INSTRUCTIONS FOR THE TASK -> Reproduce each line that includes the word "styles".

────────────────────

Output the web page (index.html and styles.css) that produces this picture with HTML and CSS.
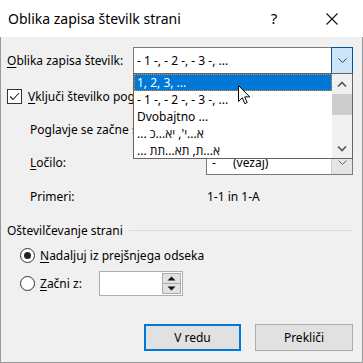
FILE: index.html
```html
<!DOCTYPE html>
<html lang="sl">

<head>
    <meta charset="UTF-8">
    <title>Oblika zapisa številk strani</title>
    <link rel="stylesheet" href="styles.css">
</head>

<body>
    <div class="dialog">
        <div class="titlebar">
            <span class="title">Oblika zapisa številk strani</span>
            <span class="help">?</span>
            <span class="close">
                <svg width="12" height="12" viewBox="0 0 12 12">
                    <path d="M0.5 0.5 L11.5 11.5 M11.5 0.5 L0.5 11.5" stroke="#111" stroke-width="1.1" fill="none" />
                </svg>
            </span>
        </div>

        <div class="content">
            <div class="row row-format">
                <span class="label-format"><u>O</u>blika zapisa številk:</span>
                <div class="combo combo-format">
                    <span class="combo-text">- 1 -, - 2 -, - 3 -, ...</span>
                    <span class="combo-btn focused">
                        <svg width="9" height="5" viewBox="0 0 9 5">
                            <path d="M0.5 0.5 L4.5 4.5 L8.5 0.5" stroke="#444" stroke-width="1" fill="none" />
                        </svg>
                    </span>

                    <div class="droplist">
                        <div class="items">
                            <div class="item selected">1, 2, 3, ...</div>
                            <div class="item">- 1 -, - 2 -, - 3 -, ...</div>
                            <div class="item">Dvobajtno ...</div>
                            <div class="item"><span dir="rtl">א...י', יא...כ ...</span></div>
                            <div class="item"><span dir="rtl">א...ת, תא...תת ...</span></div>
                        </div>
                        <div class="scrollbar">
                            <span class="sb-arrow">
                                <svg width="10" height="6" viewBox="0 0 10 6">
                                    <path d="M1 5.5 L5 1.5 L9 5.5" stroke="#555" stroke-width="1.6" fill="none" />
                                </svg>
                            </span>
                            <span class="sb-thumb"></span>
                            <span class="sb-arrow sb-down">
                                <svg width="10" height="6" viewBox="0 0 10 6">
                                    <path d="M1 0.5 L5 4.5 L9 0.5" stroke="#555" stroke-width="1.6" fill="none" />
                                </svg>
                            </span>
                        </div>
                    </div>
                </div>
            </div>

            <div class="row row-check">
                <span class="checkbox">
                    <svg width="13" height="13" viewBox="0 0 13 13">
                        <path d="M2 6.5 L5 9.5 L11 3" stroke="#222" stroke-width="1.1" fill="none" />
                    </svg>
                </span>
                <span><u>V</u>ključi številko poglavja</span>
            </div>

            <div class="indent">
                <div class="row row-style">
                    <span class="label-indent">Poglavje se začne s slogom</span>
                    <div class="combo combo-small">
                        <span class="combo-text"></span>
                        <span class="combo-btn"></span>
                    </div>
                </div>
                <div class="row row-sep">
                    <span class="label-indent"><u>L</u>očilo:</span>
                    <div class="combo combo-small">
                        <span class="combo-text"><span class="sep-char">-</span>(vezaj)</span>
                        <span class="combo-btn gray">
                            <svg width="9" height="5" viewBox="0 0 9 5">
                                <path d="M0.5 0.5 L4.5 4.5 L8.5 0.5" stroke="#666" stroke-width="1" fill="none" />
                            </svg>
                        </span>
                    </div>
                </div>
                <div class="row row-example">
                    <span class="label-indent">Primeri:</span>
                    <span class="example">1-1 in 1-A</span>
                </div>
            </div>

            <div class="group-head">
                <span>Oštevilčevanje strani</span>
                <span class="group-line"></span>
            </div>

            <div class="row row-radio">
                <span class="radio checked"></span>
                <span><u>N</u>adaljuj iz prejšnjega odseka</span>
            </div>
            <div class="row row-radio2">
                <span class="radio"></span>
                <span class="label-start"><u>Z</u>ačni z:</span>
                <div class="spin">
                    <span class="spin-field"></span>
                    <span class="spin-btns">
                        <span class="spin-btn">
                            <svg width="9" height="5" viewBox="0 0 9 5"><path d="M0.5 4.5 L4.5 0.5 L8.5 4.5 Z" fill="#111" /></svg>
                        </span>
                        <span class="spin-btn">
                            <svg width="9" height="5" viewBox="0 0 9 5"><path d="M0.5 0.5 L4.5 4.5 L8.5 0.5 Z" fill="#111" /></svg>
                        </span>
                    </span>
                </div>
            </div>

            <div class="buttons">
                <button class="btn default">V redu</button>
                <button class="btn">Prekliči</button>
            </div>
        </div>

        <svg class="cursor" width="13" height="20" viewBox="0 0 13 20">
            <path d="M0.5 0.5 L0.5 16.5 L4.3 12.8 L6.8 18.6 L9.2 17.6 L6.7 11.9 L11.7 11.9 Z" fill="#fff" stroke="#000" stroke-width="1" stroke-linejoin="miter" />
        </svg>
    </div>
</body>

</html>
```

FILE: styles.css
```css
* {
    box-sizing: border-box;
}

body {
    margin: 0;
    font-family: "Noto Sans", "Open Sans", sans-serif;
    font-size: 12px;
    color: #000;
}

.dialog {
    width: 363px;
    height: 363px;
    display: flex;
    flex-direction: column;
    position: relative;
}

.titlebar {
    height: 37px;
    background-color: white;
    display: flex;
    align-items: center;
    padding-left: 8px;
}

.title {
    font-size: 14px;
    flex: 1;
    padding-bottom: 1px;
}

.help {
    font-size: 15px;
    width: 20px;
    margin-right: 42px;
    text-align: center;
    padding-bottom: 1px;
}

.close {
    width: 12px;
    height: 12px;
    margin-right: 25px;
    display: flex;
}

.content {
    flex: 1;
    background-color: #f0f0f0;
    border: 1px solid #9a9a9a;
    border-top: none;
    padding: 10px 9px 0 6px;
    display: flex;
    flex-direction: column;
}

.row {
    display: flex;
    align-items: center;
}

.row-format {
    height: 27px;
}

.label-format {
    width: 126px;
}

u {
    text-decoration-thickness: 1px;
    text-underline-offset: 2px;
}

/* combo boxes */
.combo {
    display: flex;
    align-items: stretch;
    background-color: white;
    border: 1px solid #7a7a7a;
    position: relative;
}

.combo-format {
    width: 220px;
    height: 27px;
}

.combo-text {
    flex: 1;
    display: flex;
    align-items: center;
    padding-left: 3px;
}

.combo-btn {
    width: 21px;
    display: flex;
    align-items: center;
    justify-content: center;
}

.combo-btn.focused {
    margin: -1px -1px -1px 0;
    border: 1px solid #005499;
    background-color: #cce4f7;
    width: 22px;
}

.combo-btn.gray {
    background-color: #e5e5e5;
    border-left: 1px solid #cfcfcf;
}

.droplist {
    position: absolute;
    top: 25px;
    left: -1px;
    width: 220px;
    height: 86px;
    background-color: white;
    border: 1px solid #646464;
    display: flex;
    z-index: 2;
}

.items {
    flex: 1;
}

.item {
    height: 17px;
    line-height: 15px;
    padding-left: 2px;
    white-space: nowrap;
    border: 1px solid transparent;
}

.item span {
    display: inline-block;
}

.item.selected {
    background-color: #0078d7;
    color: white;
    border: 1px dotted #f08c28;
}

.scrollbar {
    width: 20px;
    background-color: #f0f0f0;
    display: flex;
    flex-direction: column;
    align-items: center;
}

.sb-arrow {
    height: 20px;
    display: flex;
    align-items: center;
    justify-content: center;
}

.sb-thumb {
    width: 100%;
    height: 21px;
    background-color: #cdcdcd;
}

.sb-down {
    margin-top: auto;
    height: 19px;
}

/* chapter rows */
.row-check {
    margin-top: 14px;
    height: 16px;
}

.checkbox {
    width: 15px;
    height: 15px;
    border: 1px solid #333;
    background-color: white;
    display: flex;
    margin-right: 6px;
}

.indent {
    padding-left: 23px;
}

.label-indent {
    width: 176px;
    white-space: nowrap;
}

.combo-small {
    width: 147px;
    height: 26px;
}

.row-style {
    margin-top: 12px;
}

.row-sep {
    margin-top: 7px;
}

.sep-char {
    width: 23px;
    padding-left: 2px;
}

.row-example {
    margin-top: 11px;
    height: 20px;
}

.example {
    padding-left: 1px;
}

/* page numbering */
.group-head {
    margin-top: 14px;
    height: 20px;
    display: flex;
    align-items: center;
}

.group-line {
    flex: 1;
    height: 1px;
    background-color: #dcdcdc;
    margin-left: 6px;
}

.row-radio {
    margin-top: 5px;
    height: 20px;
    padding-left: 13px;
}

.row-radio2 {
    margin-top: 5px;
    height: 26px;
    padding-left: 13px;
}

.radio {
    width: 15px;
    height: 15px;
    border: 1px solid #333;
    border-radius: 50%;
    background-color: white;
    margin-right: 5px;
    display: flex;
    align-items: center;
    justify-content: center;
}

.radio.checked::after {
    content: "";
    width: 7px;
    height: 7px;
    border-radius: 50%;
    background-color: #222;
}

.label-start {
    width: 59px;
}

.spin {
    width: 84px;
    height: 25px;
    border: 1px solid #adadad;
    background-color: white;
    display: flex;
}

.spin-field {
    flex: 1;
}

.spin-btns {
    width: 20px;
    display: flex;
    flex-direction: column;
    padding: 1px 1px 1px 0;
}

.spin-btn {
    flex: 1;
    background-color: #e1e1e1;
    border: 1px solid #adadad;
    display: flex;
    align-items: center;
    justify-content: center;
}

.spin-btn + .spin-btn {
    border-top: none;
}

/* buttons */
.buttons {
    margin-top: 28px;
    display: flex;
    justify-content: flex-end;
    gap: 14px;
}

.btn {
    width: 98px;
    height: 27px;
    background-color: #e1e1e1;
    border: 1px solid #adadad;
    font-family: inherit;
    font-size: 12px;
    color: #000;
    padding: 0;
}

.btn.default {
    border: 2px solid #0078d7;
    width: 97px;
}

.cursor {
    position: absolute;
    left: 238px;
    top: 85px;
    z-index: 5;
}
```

────────────────────

EXERCISE RESPONSE ->
Output the web page (index.html and styles.css) that produces this picture with HTML and CSS.
    <link rel="stylesheet" href="styles.css">
FILE: styles.css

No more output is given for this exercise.